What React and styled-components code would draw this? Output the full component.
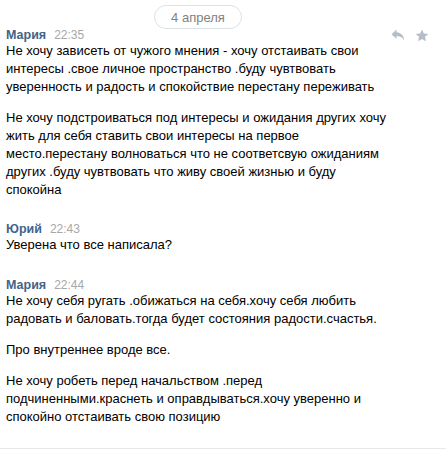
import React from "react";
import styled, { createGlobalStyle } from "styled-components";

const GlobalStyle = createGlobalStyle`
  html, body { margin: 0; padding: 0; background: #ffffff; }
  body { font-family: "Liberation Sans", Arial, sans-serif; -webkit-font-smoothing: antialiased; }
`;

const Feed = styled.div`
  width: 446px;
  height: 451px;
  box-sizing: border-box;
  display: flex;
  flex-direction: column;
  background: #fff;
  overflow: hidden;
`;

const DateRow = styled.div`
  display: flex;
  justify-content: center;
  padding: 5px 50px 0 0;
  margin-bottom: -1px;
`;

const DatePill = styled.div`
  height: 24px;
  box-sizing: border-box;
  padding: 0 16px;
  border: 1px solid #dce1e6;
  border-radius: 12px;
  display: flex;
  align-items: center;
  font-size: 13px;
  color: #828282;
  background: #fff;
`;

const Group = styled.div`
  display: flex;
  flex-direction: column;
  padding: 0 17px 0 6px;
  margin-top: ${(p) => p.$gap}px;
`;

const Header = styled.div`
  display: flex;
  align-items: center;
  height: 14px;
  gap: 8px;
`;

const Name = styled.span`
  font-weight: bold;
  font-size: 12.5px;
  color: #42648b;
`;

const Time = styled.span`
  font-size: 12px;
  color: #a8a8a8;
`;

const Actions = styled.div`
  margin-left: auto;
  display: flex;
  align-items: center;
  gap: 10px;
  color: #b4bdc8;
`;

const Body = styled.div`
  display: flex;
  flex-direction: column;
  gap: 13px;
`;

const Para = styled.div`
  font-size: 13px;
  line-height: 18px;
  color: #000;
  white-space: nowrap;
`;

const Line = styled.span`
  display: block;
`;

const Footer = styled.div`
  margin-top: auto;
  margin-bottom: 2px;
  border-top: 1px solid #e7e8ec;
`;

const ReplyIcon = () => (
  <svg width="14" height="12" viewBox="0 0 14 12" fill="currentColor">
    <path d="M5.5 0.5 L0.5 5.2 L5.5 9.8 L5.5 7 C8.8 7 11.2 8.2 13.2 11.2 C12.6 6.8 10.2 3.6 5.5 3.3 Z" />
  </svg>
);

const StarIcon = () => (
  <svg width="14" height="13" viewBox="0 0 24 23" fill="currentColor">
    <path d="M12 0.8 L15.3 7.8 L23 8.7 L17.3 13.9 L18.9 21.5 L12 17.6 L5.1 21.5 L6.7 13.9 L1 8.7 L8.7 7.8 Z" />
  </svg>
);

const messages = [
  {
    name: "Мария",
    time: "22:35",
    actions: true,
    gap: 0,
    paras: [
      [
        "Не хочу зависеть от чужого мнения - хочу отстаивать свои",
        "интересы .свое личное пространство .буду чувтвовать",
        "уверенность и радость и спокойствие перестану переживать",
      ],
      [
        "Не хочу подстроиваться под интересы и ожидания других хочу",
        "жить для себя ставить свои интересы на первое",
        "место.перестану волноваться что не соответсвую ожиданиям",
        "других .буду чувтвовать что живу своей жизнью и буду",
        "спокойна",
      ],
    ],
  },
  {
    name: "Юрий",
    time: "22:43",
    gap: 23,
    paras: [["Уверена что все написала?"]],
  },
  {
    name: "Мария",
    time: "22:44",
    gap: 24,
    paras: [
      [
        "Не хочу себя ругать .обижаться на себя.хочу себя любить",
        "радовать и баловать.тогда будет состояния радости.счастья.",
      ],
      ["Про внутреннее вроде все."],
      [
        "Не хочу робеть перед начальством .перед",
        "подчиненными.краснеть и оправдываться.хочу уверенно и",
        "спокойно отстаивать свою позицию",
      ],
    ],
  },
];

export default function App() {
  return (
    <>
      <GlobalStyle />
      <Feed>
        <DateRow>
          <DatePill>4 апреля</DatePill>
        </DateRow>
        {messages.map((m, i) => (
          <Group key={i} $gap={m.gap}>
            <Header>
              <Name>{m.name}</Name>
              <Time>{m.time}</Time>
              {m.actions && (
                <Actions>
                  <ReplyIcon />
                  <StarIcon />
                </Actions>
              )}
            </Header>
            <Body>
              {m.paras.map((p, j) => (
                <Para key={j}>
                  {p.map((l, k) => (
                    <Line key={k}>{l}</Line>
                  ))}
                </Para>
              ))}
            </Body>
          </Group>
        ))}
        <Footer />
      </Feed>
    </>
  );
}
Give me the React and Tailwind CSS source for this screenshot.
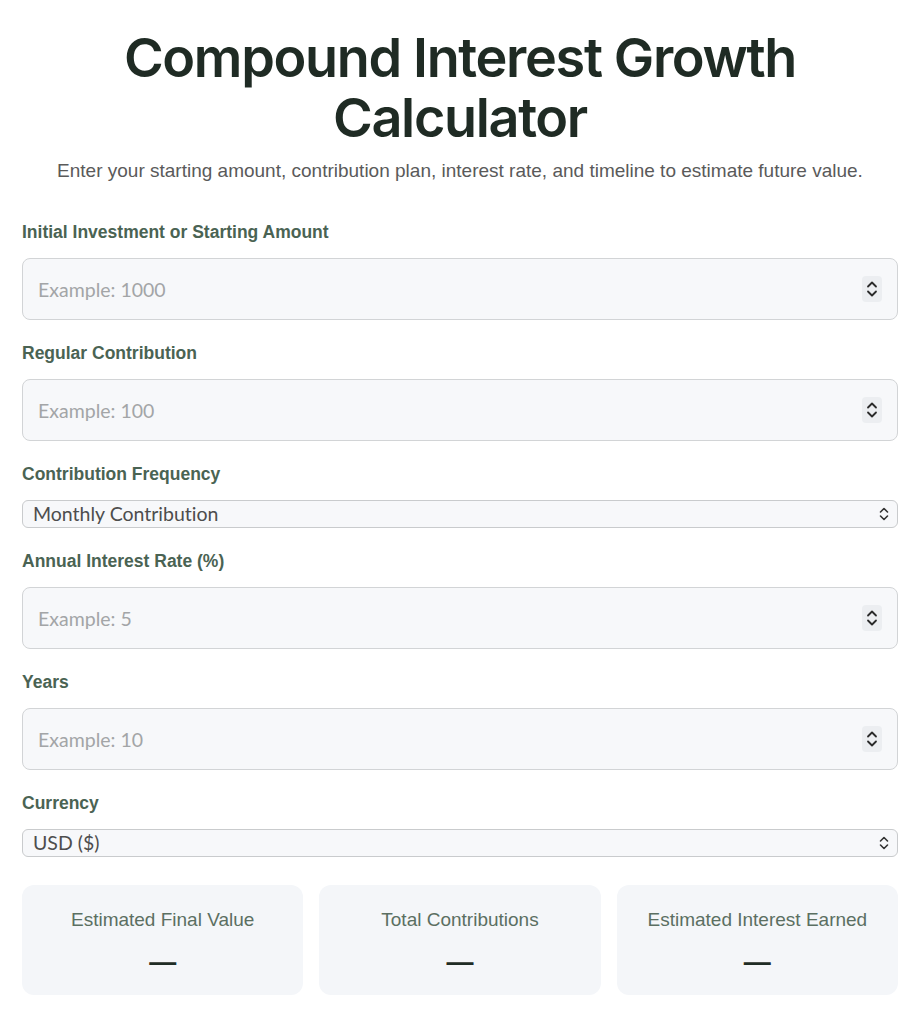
====================
* [Exercise goal] Read the lines above. Gather those in which the string "components" is found.

* [Written answer]
What React and styled-components code would draw this? Output the full component.
import styled, { createGlobalStyle } from "styled-components";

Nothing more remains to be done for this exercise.